Non c’è un solo dibattito in televisione, non c’è un solo giornale che faccia campagna per salvare la popolazione dell’Ogaden, non parliamo di quella somala. Molti somali parlano correttamente l’italiano, in Italia ci sono molte persone di origine somala, come ce ne sono arrivate dall’Etiopia e dall’Eritrea, ma nessuno di questi si vede mai in televisione in prima serata. Milioni di ore di dibattiti sul nulla e nemmeno cinque minuti per un genocidio con accanto una guerra sanguinosa.

Delle distruzioni portate dall’invasione etiope-americana della Somalia non si parla mai; o meglio, ogni tanto c’è qualche riga su atti di “terrorismo” contro le truppe d’invasione arrivate a “portare la democrazia” e a “dare la caccia ad al Qaeda”. Attacchi ai quali gli etiopi rispondono bombardando interi quartieri a casaccio. Anche qui ogni tanto arrivano gli americani dal cielo e bombardano interi villaggio per dare la caccia a qualche gruppetto di “terroristi” che invariabilmente sfugge al bombardamento, diversamente dagli abitanti dei villaggi.

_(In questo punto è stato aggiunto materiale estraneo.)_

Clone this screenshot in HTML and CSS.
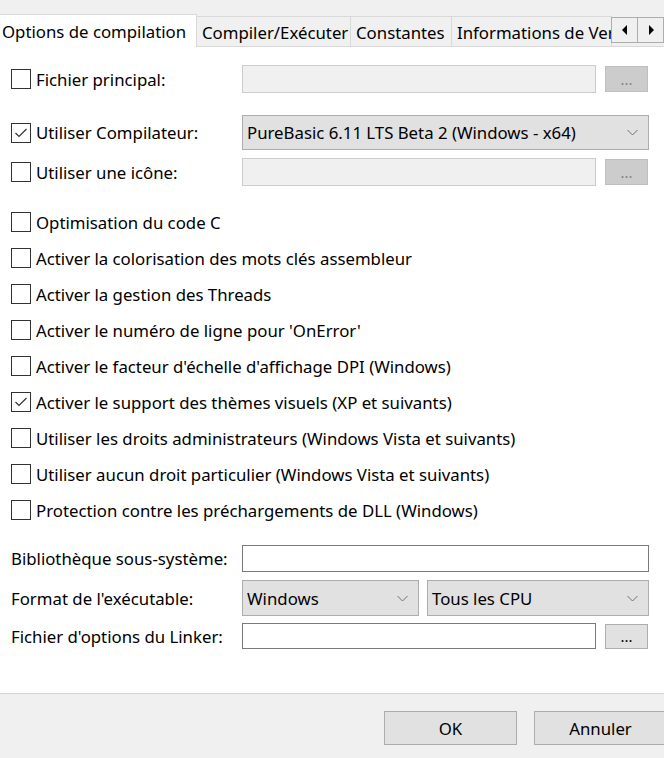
FILE: index.html
```html
<!DOCTYPE html>
<html lang="fr">
<head>
<meta charset="utf-8">
<title>Options de compilation</title>
<link rel="stylesheet" href="styles.css">
</head>
<body>
<div class="window">
  <div class="tabstrip">
    <div class="tab tab-active">Options de compilation</div>
    <div class="tab">Compiler/Exécuter</div>
    <div class="tab">Constantes</div>
    <div class="tab tab-clip">Informations de Version</div>
    <div class="arrows">
      <div class="arrow"><svg width="8" height="12" viewBox="0 0 8 12"><path d="M6 1 L1 6 L6 11 Z" fill="#000"/></svg></div>
      <div class="arrow"><svg width="8" height="12" viewBox="0 0 8 12"><path d="M2 1 L7 6 L2 11 Z" fill="#000"/></svg></div>
    </div>
  </div>

  <div class="panel">
    <div class="row row-file">
      <label class="check-label"><span class="box"></span><span>Fichier principal:</span></label>
      <div class="field field-disabled"></div>
      <div class="btn-dots btn-disabled">...</div>
    </div>

    <div class="row row-compiler">
      <label class="check-label"><span class="box"><svg width="18" height="18" viewBox="0 0 18 18"><path d="M3.5 9 L7 12.5 L14.5 5" fill="none" stroke="#333" stroke-width="1.2"/></svg></span><span>Utiliser Compilateur:</span></label>
      <div class="combo combo-wide"><span>PureBasic 6.11 LTS Beta 2 (Windows - x64)</span><svg class="chev" width="11" height="7" viewBox="0 0 11 7"><path d="M0.5 1 L5.5 6 L10.5 1" fill="none" stroke="#707070" stroke-width="1"/></svg></div>
    </div>

    <div class="row row-icon">
      <label class="check-label"><span class="box"></span><span>Utiliser une icône:</span></label>
      <div class="field field-disabled"></div>
      <div class="btn-dots btn-disabled">...</div>
    </div>

    <div class="checks">
      <label class="check-label check-row"><span class="box"></span><span>Optimisation du code C</span></label>
      <label class="check-label check-row"><span class="box"></span><span>Activer la colorisation des mots clés assembleur</span></label>
      <label class="check-label check-row"><span class="box"></span><span>Activer la gestion des Threads</span></label>
      <label class="check-label check-row"><span class="box"></span><span>Activer le numéro de ligne pour 'OnError'</span></label>
      <label class="check-label check-row"><span class="box"></span><span>Activer le facteur d'échelle d'affichage DPI (Windows)</span></label>
      <label class="check-label check-row"><span class="box"><svg width="18" height="18" viewBox="0 0 18 18"><path d="M3.5 9 L7 12.5 L14.5 5" fill="none" stroke="#333" stroke-width="1.2"/></svg></span><span>Activer le support des thèmes visuels (XP et suivants)</span></label>
      <label class="check-label check-row"><span class="box"></span><span>Utiliser les droits administrateurs (Windows Vista et suivants)</span></label>
      <label class="check-label check-row"><span class="box"></span><span>Utiliser aucun droit particulier (Windows Vista et suivants)</span></label>
      <label class="check-label check-row"><span class="box"></span><span>Protection contre les préchargements de DLL (Windows)</span></label>
    </div>

    <div class="row row-lib">
      <span class="plain-label">Bibliothèque sous-système:</span>
      <div class="field field-wide"></div>
    </div>

    <div class="row row-format">
      <span class="plain-label">Format de l'exécutable:</span>
      <div class="combo combo-format"><span>Windows</span><svg class="chev" width="11" height="7" viewBox="0 0 11 7"><path d="M0.5 1 L5.5 6 L10.5 1" fill="none" stroke="#707070" stroke-width="1"/></svg></div>
      <div class="combo combo-cpu"><span>Tous les CPU</span><svg class="chev" width="11" height="7" viewBox="0 0 11 7"><path d="M0.5 1 L5.5 6 L10.5 1" fill="none" stroke="#707070" stroke-width="1"/></svg></div>
    </div>

    <div class="row row-linker">
      <span class="plain-label">Fichier d'options du Linker:</span>
      <div class="field field-linker"></div>
      <div class="btn-dots btn-enabled">...</div>
    </div>
  </div>

  <div class="footer">
    <div class="btn">OK</div>
    <div class="btn">Annuler</div>
  </div>
</div>
</body>
</html>
```

FILE: styles.css
```css
* { box-sizing: border-box; }
html, body { margin: 0; padding: 0; }
body {
  font-family: "Noto Sans", "Open Sans", sans-serif;
  font-size: 16.8px;
  color: #000;
  background: #f0f0f0;
}
.window {
  width: 664px;
  height: 758px;
  display: flex;
  flex-direction: column;
  overflow: hidden;
  background: #f0f0f0;
}

/* tabs */
.tabstrip {
  height: 47px;
  padding-top: 15px;
  display: flex;
  align-items: flex-end;
  position: relative;
  border-bottom: 1px solid #d9d9d9;
  flex: none;
}
.tab {
  height: 30px;
  padding: 2px 5px 0;
  display: flex;
  align-items: center;
  white-space: nowrap;
  border: 1px solid #d9d9d9;
  border-bottom: none;
  border-left: none;
  background: #f0f0f0;
  flex: none;
}
.tab-active {
  height: 33px;
  background: #fff;
  margin-bottom: -1px;
  padding: 1px 6px 0 2px;
  width: 197px;
}
.tab:nth-child(2) { width: 154px; }
.tab:nth-child(3) { width: 101px; }
.tab-clip { width: 160px; overflow: hidden; }
.arrows {
  position: absolute;
  right: 0;
  top: 17px;
  display: flex;
}
.arrow {
  width: 27px;
  height: 26px;
  background: #f0f0f0;
  border: 1px solid #adadad;
  display: flex;
  align-items: center;
  justify-content: center;
}
.arrow + .arrow { width: 26px; border-left: none; }

/* panel */
.panel {
  flex: 1;
  background: #fff;
  padding: 18px 0 0 11px;
  display: flex;
  flex-direction: column;
}
.row {
  display: flex;
  align-items: center;
  flex: none;
}
.row-file { height: 28px; }
.row-compiler { height: 35px; margin-top: 22px; }
.row-icon { height: 28px; margin-top: 8px; }

.check-label {
  display: flex;
  align-items: center;
  width: 231px;
  flex: none;
  white-space: nowrap;
}
.box {
  width: 20px;
  height: 20px;
  border: 1px solid #333;
  background: #fff;
  margin-right: 5px;
  flex: none;
  display: flex;
  align-items: center;
  justify-content: center;
}
.checks {
  margin-top: 18px;
  display: flex;
  flex-direction: column;
}
.check-row { height: 36px; width: auto; }

.field {
  height: 28px;
  width: 354px;
  border: 1px solid #7a7a7a;
  background: #fff;
  flex: none;
}
.field-disabled {
  background: #f0f0f0;
  border-color: #cccccc;
}
.btn-dots {
  width: 43px;
  height: 26px;
  margin-left: 9px;
  display: flex;
  align-items: center;
  justify-content: center;
  flex: none;
  font-size: 15px;
}
.btn-disabled {
  background: #cccccc;
  border: 1px solid #bfbfbf;
  color: #838383;
}
.btn-enabled {
  background: #e1e1e1;
  border: 1px solid #adadad;
  color: #000;
}
.combo {
  height: 36px;
  background: #e1e1e1;
  border: 1px solid #adadad;
  display: flex;
  align-items: center;
  justify-content: space-between;
  padding: 0 10px 0 4px;
  white-space: nowrap;
  flex: none;
}
.combo-wide { width: 407px; height: 35px; }
.chev { flex: none; }

.plain-label { width: 231px; flex: none; white-space: nowrap; }
.row-lib { height: 27px; margin-top: 17px; }
.field-wide { width: 407px; height: 27px; }
.row-format { height: 36px; margin-top: 8px; }
.combo-format { width: 177px; }
.combo-cpu { width: 222px; margin-left: 8px; }
.row-linker { height: 26px; margin-top: 7px; }
.field-linker { height: 26px; }
.btn-enabled { height: 25px; }

/* footer */
.footer {
  height: 65px;
  flex: none;
  border-top: 1px solid #d5d5d5;
  background: #f0f0f0;
  display: flex;
  align-items: flex-start;
  padding: 17px 0 0 384px;
  gap: 17px;
}
.btn {
  width: 133px;
  height: 34px;
  flex: none;
  background: #e1e1e1;
  border: 1px solid #adadad;
  display: flex;
  align-items: center;
  justify-content: center;
}
```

Una sottile differenza tra Ogaden e Somalia, a dire il vero c’è: il governo-fantoccio di Mogadiscio affama i campi-profughi, accusando donne e bambini di essere “terroristi” e impedendo la distribuzione di aiuti da parte delle ONG umanitarie. In Ogaden, invece, il governo impedisce la concentrazione dei profughi e l’ingresso delle ONG nella regione. Così non ci sono campi profughi e nemmeno aiuti alle popolazioni civili accusate di sostenere la ribellione.

Nei giorni scorsi il Congresso degli Stati Uniti ha votato una mozione che definisce “genocidio” la strage di armeni da parte dell’esercito turco nel 1915-17 e la Turchia ha ritirato l’ambasciatore a Washington per protesta. Sembra che per gli Stati Uniti e per tutto l’Occidente sia molto più facile riconoscere e giudicare le stragi degli altri nel passato che riconoscere quelle perpetrate in queste ore sotto gli occhi di telecamere e satelliti.